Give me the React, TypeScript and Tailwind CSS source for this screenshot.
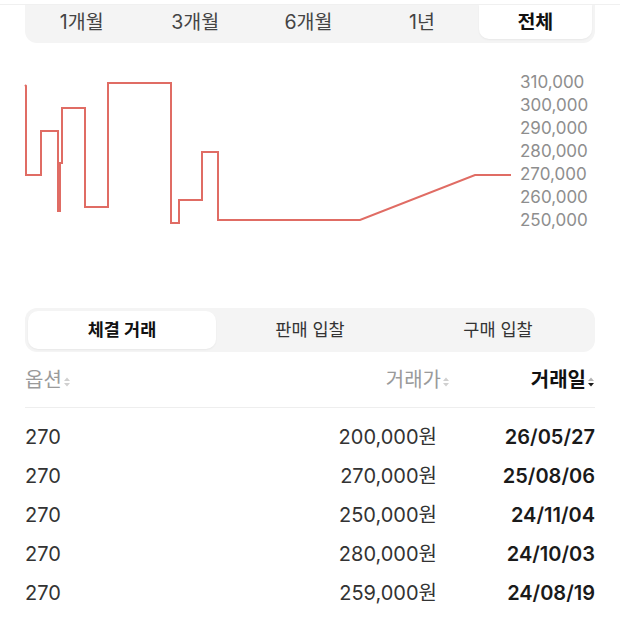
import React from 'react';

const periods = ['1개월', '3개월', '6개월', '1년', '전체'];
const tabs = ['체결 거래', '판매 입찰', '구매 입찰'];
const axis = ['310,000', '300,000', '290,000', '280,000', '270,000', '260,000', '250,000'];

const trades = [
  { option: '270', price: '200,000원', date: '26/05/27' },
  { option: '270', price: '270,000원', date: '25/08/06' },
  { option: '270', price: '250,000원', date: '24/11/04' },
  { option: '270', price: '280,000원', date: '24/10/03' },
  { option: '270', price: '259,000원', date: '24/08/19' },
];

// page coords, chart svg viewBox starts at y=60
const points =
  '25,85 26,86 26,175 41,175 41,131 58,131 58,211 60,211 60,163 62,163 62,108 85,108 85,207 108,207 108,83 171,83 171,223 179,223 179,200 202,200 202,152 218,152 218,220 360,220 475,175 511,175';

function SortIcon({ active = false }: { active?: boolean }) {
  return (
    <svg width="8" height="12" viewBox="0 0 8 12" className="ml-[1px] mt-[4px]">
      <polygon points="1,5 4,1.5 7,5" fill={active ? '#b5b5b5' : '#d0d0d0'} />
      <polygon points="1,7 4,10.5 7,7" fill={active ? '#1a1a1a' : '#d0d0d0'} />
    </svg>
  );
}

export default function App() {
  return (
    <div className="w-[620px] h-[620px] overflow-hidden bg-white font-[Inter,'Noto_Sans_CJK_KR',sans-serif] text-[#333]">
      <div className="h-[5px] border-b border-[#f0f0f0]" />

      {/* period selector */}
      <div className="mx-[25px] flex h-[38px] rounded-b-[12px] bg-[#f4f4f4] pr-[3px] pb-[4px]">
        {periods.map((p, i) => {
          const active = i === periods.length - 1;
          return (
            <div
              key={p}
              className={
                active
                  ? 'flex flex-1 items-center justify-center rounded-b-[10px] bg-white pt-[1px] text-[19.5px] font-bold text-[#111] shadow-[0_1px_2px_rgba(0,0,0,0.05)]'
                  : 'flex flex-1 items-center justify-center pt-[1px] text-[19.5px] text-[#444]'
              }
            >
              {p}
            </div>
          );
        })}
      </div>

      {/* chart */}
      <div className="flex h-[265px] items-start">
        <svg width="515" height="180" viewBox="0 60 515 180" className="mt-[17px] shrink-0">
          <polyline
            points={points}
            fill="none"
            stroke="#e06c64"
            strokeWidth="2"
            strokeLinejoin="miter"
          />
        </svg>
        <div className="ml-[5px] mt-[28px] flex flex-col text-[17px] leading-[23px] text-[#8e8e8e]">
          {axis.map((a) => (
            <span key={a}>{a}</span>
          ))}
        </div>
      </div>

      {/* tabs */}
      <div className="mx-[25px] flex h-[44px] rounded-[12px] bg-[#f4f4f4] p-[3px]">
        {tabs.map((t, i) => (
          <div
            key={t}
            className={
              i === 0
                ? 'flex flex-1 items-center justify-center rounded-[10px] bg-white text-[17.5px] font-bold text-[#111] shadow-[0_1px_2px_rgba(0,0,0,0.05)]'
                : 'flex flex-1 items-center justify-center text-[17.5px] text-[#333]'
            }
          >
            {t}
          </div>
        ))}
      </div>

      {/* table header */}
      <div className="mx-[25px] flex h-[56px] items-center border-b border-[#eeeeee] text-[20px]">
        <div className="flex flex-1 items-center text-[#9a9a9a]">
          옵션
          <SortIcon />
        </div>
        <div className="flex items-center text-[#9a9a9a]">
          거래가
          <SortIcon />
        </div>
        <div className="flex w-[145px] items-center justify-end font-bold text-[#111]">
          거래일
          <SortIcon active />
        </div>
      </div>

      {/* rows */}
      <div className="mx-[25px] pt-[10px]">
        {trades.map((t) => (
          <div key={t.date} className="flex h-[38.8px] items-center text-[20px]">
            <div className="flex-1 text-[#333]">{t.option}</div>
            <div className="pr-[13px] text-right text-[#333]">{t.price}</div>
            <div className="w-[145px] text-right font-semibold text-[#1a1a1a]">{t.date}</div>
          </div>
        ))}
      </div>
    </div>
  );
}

=== SET PROBLEM ===
Repeat the listing in full and exactly. Leave any pictures out.

=== RESPONSE ===
Give me the React, TypeScript and Tailwind CSS source for this screenshot.
import React from 'react';

const periods = ['1개월', '3개월', '6개월', '1년', '전체'];
const tabs = ['체결 거래', '판매 입찰', '구매 입찰'];
const axis = ['310,000', '300,000', '290,000', '280,000', '270,000', '260,000', '250,000'];

const trades = [
  { option: '270', price: '200,000원', date: '26/05/27' },
  { option: '270', price: '270,000원', date: '25/08/06' },
  { option: '270', price: '250,000원', date: '24/11/04' },
  { option: '270', price: '280,000원', date: '24/10/03' },
  { option: '270', price: '259,000원', date: '24/08/19' },
];

// page coords, chart svg viewBox starts at y=60
const points =
  '25,85 26,86 26,175 41,175 41,131 58,131 58,211 60,211 60,163 62,163 62,108 85,108 85,207 108,207 108,83 171,83 171,223 179,223 179,200 202,200 202,152 218,152 218,220 360,220 475,175 511,175';

function SortIcon({ active = false }: { active?: boolean }) {
  return (
    <svg width="8" height="12" viewBox="0 0 8 12" className="ml-[1px] mt-[4px]">
      <polygon points="1,5 4,1.5 7,5" fill={active ? '#b5b5b5' : '#d0d0d0'} />
      <polygon points="1,7 4,10.5 7,7" fill={active ? '#1a1a1a' : '#d0d0d0'} />
    </svg>
  );
}

export default function App() {
  return (
    <div className="w-[620px] h-[620px] overflow-hidden bg-white font-[Inter,'Noto_Sans_CJK_KR',sans-serif] text-[#333]">
      <div className="h-[5px] border-b border-[#f0f0f0]" />

      {/* period selector */}
      <div className="mx-[25px] flex h-[38px] rounded-b-[12px] bg-[#f4f4f4] pr-[3px] pb-[4px]">
        {periods.map((p, i) => {
          const active = i === periods.length - 1;
          return (
            <div
              key={p}
              className={
                active
                  ? 'flex flex-1 items-center justify-center rounded-b-[10px] bg-white pt-[1px] text-[19.5px] font-bold text-[#111] shadow-[0_1px_2px_rgba(0,0,0,0.05)]'
                  : 'flex flex-1 items-center justify-center pt-[1px] text-[19.5px] text-[#444]'
              }
            >
              {p}
            </div>
          );
        })}
      </div>

      {/* chart */}
      <div className="flex h-[265px] items-start">
        <svg width="515" height="180" viewBox="0 60 515 180" className="mt-[17px] shrink-0">
          <polyline
            points={points}
            fill="none"
            stroke="#e06c64"
            strokeWidth="2"
            strokeLinejoin="miter"
          />
        </svg>
        <div className="ml-[5px] mt-[28px] flex flex-col text-[17px] leading-[23px] text-[#8e8e8e]">
          {axis.map((a) => (
            <span key={a}>{a}</span>
          ))}
        </div>
      </div>

      {/* tabs */}
      <div className="mx-[25px] flex h-[44px] rounded-[12px] bg-[#f4f4f4] p-[3px]">
        {tabs.map((t, i) => (
          <div
            key={t}
            className={
              i === 0
                ? 'flex flex-1 items-center justify-center rounded-[10px] bg-white text-[17.5px] font-bold text-[#111] shadow-[0_1px_2px_rgba(0,0,0,0.05)]'
                : 'flex flex-1 items-center justify-center text-[17.5px] text-[#333]'
            }
          >
            {t}
          </div>
        ))}
      </div>

      {/* table header */}
      <div className="mx-[25px] flex h-[56px] items-center border-b border-[#eeeeee] text-[20px]">
        <div className="flex flex-1 items-center text-[#9a9a9a]">
          옵션
          <SortIcon />
        </div>
        <div className="flex items-center text-[#9a9a9a]">
          거래가
          <SortIcon />
        </div>
        <div className="flex w-[145px] items-center justify-end font-bold text-[#111]">
          거래일
          <SortIcon active />
        </div>
      </div>

      {/* rows */}
      <div className="mx-[25px] pt-[10px]">
        {trades.map((t) => (
          <div key={t.date} className="flex h-[38.8px] items-center text-[20px]">
            <div className="flex-1 text-[#333]">{t.option}</div>
            <div className="pr-[13px] text-right text-[#333]">{t.price}</div>
            <div className="w-[145px] text-right font-semibold text-[#1a1a1a]">{t.date}</div>
          </div>
        ))}
      </div>
    </div>
  );
}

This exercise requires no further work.